Aber geben wir uns keiner Täuschung hin: es ist ein Schauspiel nur. Ernüchtern wir die eigene Neigung, zwingen wir uns um zu jenem bessern Gefühl, das mit dem unheroischen Namen Resignation genannt wird und doch der wahre Heroismus ist: zur Geduld. Haben wir den Mut, uns zu sagen: wir sind eine verlorene Generation, wir werden das einige Europa nicht mehr sehen. Zwischen uns und Frankreich liegen die verwüsteten Gebiete und drei Millionen Gräber. Zaubern wir keine Potemkinschen Dörfer herauf, täuschen wir uns nicht darüber, daß all die Zuläufer abfallen werden, wenn nicht im ersten Ansprung die Völkerversöhnung zusammenkommt (oder ein neuer Sprengstoff erfunden wird, der den Sieg sichert). Haben wir den Mut, zu sagen: wir sind drüben und herüben nur kleine, ganz unendlich kleine verläßliche Minoritäten, alles, was wir tun und wirken, ist unfruchtbar, unsichtbar, undenkbar in der gegenwärtigen Zeit, die vierhundert oder tausend Menschen, die jetzt die Manifeste mit unterschreiben, nässen nur weißes Papier.

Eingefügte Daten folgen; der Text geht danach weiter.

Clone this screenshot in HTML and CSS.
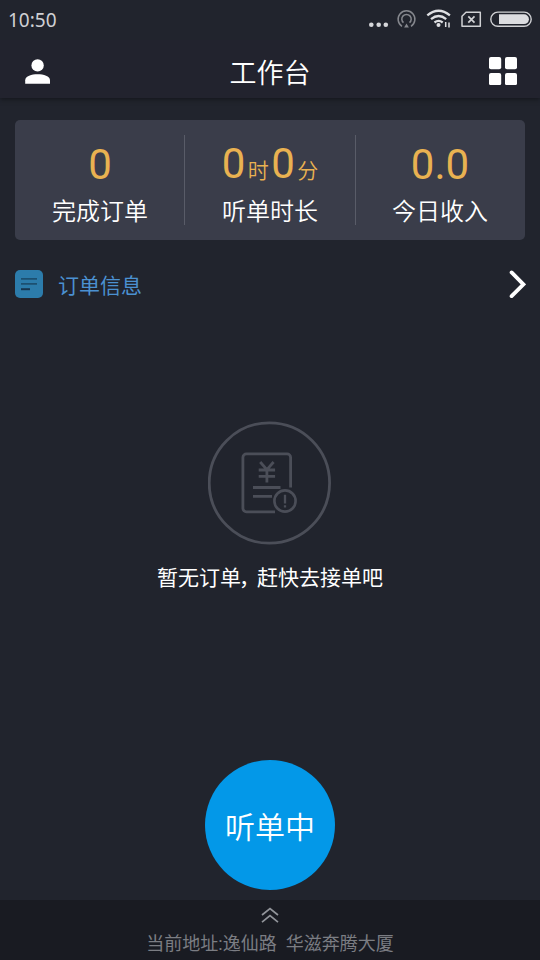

Locken wir nicht die Begeisterung der Jugend in den Wahn, sie könnten morgen oder in fünf Jahren schon wieder auf den Bänken der Sorbonne und den geliebten Straßen des Quartier Latin mit Kameraden schwärmen, bewahren wir sie vor allzu stürmischer Anbiederung (die, enttäuscht, in Haß umschlagen würde), mahnen wir mit zum einen: zur Geduld. Vor Gott sind tausend Jahre ein Tag, im Leben eines Volkes jede Generation nur eine Stunde: denken wir über unsere verlorene hinaus der nächsten entgegen, die – ich fürchte es gegen meinen Wunsch – wohl schon hinter unseren Tagen ist. Und suchen wir keine Fülle, kein Getümmel von Menschen, wo immer nur der Platz einiger weniger war: in der geduldigen werktätigen, anonymen Aufopferung zu unsichtbarem Ziel. Lassen wir die rasch aufsteigenden Feuerwerke der Manifeste, sie stürzen tatlos aus den Himmeln unserer Hoffnung zurück: gehen wir langsam den dunklen Weg unserer Erden, den Weg der Geduld!

– Stefan Zweig –

Dieser Text ist Gemeinfrei.

Quelle: Stefan Großmann (Herausgeber): Das Tage-Buch, 10.01.1920, bei: Ernst Rowohlt Verlag, S. 7 ff.


1: Anmerkung der Herausgeberin: Das Manifest der 93 diente vor allem zur Verbreitung von Fakes, man verneinte beispielsweise die Neutralitätsverletzung der Deutschen in Belgien. Publiziert wurde es am 4. Oktober 1914. Insgesamt unterzeichneten den Aufruf 93 Wissenschaftler und Menschen aus dem Kulturbereich.